I know no one has proven they have expertise in predicting the future of markets.
And yet, you sit here with most of your assets invested in equities, implicitly hoping that equities will outperform bonds, cash, gold, and so on over the next years/decades
Presumably, also invested in index funds as opposed to active funds, implicitly predicting that passive funds will continue to outperform active funds. Which is of course fine. Just saying. We all try to time certain markets and make active decisions, even when we claim to be "passive."
Please, mary, keep facts out of this discussion, pithy 1 liners are preferable. Also don't mention that Silverado is 80% in stocks, with only 15% of those equities in international. He obviously implicitly believes US will outperform int'l, otherwise why would he deviate from market cap weight in global equities? He must know something and he's not telling us.
Strange, very strange. I can’t see the path that stating strongly that no one has proven they can predict the future means I claim to be able to predict the future. Oh well, take shots at me if it makes you feel better.
If you have some examples of someone successfully proving they are correctly predicting the future, I’m all eyes. But be very aware of tense. Of course you can find examples of something someone said in the past that ended up being true, but that is not what I am saying the burden is. You don’t need to roll a ball down a ramp to prove your calculations of angular momentum are correct.
Pretty confusing how harsh this forum views Value factor in comparison to Market factor. Out-of-sample HML is more economically and statistically significant than MKT factor in Europe, Japan and Asia Pacific and is as economically significant as MKT factor in Global but more statistically significant. Only in North America HML is weaker economically and statistically in comparison to MKT factor out-of-sample.
Land/Real Estate:89.4% (Land/RE is Inheritance which will be recieved in 10-20 years) Equities:7.6% Fixed Income:1.7% Gold:0.8% Cryptocurrency:0.5%
JoMoney wrote: ↑Thu May 06, 2021 5:56 am
There are lots of guesses out there. Vanguard has been making predictions about ex-US out-performance for quite some time. Keep making guesses, bound to get something right sooner or later.

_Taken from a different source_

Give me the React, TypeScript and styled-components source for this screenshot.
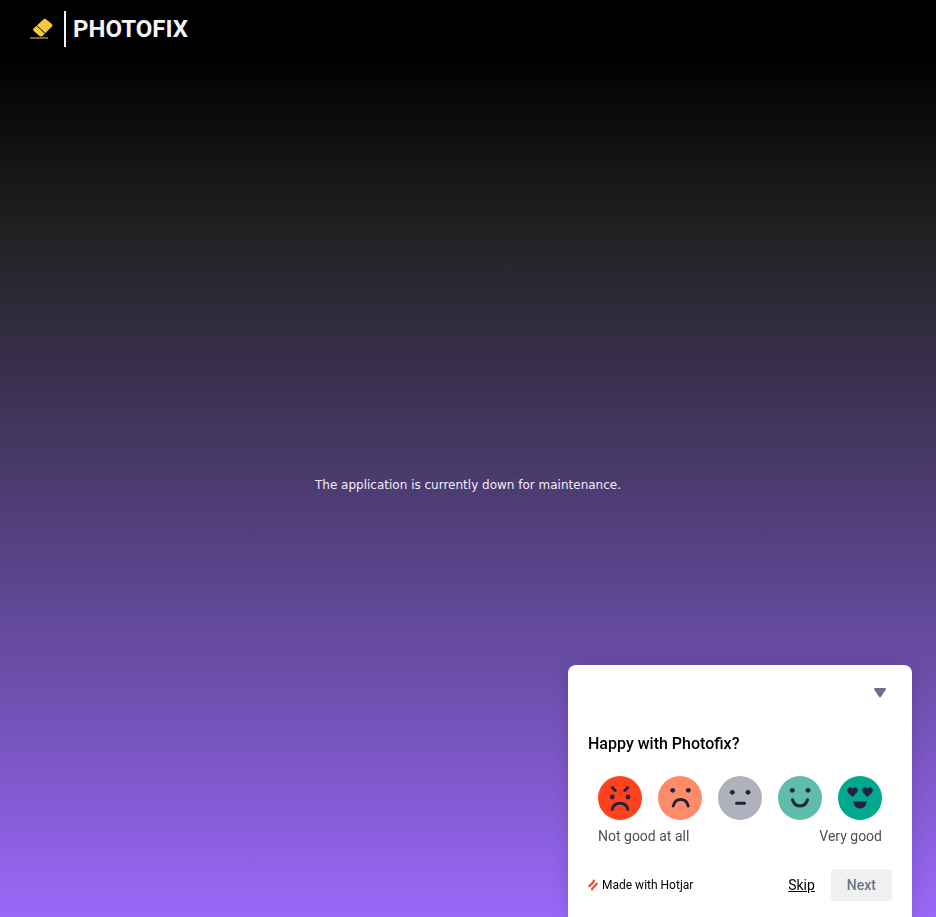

Might be worth noting that both value and growth could have miserable/negative performance, with 'value' simply losing less and achieve that out-performance.
Also worth noting that over the past decade the S&P 500 Growth bested the S&P 500 Value by a bit over 4% annualized, I don't see why it would be unthinkable to imagine at some point it might go the other way... and the methodology they're discussing is a "Pure Value" portfolio more concentrated then most "Value/Growth indexes".
A few years isn’t “quite some time” when their forecasts are for the next decade
Vanguard once had a market-timing fund called Asset-Allocation Fund based on stock forecasts. It was also included in their Life Cycle funds.
The results were so terrible that the fund was discontinued.
I believe it is impossible to forecast future stock and bond returns, and that it is best to ignore anyone's stock (and bond) forecasts. I recommend buying the U.S. total stock market and U.S. total bond market -- with a dash of international stocks for insurance -- then stay-the-course.
Best wishes.
Taylor
Jack Bogle's Words of Wisdom: "The Vanguard Total Stock Market Index fund and its Total Bond Market cousin represent the purest form of common-sense investing."
What you wrote just reminded on something I recently read in "The Psychology of Money" by Housel. He said that a number of funds that were designed to use quantitative signals to move in and out of the market and adjust allocations ALL failed to beat a buy and hold proxy.
I am wondering what others think of this. The expected outperformance is 5-7% annualized a decade which seems enormous to me.
Do you think this is actionable advice?
Do you think Vanguard has any expertise in making these calls?
Too bad this wasn't posted a year ago. Now that Value, and particularly Small Value has been outperforming since, people are becoming interested. Not the best of ideas to jump on an investment after it has already done well.
That being said, if I am right, this Value trend could continue for quite a while. The prior Growth trend had persisted for about 12 years. If someone wanted to hop aboard with a Small Value tilt, there is probably still lots of time to benefit from the trend.
If you didn't have the conviction to have had a Value tilt when things didn't look so good, my advice would be not to start now. Going back and forth between investment strategies is the surefire way to depress investment results. These are long term strategies.